Azure Service Fabric as a platform is completely agnostic about communication between services. All protocols and stacks are acceptable, from UDP to HTTP. It's up to the service developer to choose how services should communicate. The Reliable Services application framework provides built-in communication stacks as well as APIs that you can use to build your custom communication components.

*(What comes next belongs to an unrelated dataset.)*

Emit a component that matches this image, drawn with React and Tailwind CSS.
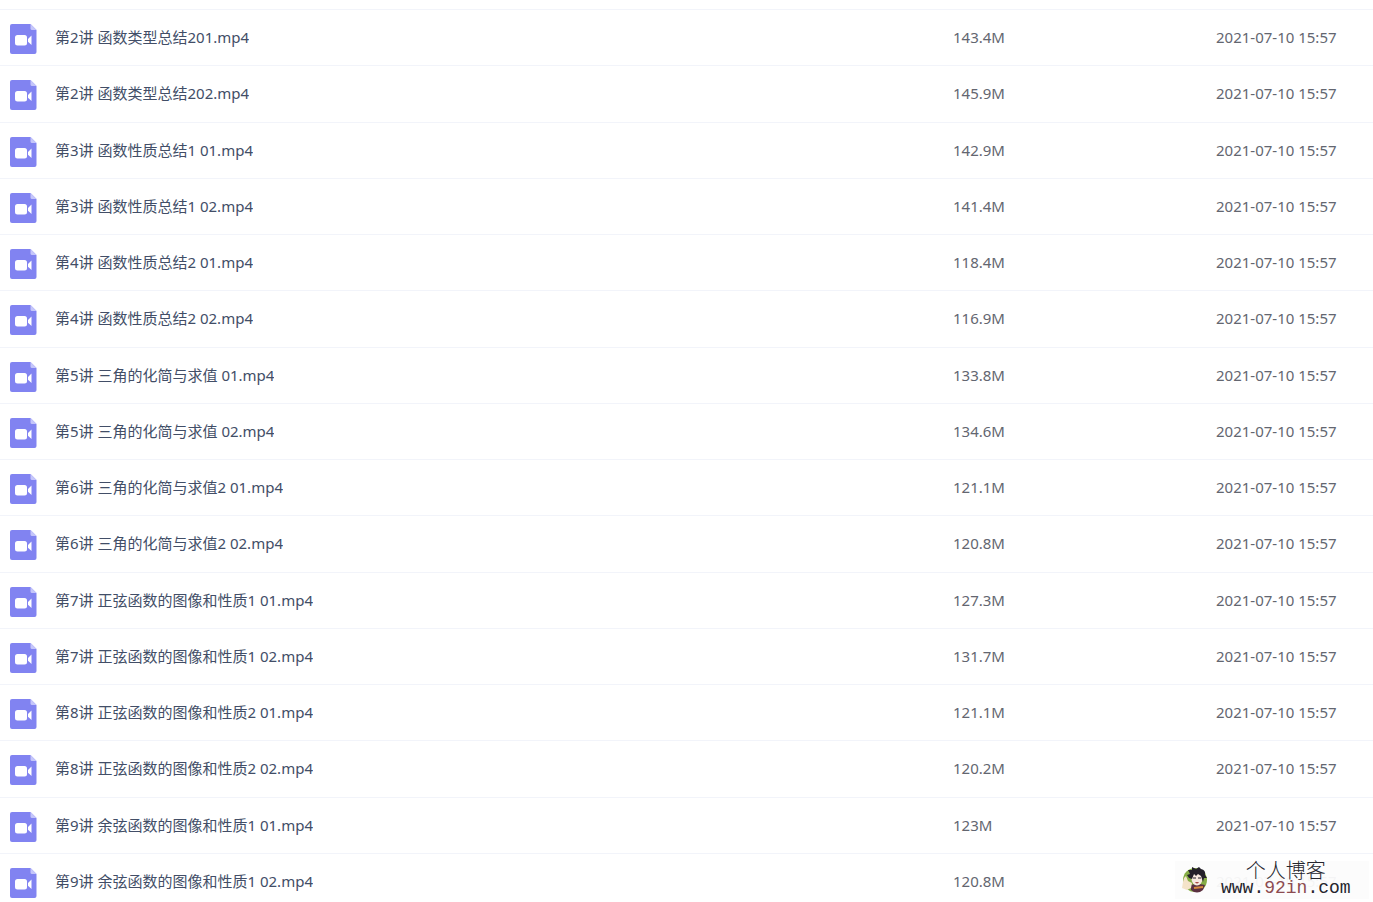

Set up service communication

The Reliable Services API uses a simple interface for service communication. To open an endpoint for your service, simply implement this interface:


public interface ICommunicationListener
{
    Task<string> OpenAsync(CancellationToken cancellationToken);

    Task CloseAsync(CancellationToken cancellationToken);

    void Abort();
}

public interface CommunicationListener {
    CompletableFuture<String> openAsync(CancellationToken cancellationToken);

    CompletableFuture<?> closeAsync(CancellationToken cancellationToken);

    void abort();
}

You can then add your communication listener implementation by returning it in a service-based class method override.

For stateless services:

public class MyStatelessService : StatelessService
{
    protected override IEnumerable<ServiceInstanceListener> CreateServiceInstanceListeners()
    {
        ...
    }
    ...
}
public class MyStatelessService extends StatelessService {

    @Override
    protected List<ServiceInstanceListener> createServiceInstanceListeners() {
        ...
    }
    ...
}

For stateful services:

    @Override
    protected List<ServiceReplicaListener> createServiceReplicaListeners() {
        ...
    }
    ...
public class MyStatefulService : StatefulService
{
    protected override IEnumerable<ServiceReplicaListener> CreateServiceReplicaListeners()
    {
        ...
    }
    ...
}

In both cases, you return a collection of listeners. Using multiple listeners allows your service to listen on multiple endpoints, potentially using different protocols. For example, you may have an HTTP listener and a separate WebSocket listener. You can migrate from unsecure to secure remoting by first enabling both scenarios by having both a non-secure listener and a secure listener. Each listener gets a name, and the resulting collection of name : address pairs are represented as a JSON object when a client requests the listening addresses for a service instance or a partition.

In a stateless service, the override returns a collection of ServiceInstanceListeners. A ServiceInstanceListener contains a function to create an ICommunicationListener(C#) / CommunicationListener(Java) and gives it a name. For stateful services, the override returns a collection of ServiceReplicaListeners. This is slightly different from its stateless counterpart, because a ServiceReplicaListener has an option to open an ICommunicationListener on secondary replicas. Not only can you use multiple communication listeners in a service, but you can also specify which listeners accept requests on secondary replicas and which ones listen only on primary replicas.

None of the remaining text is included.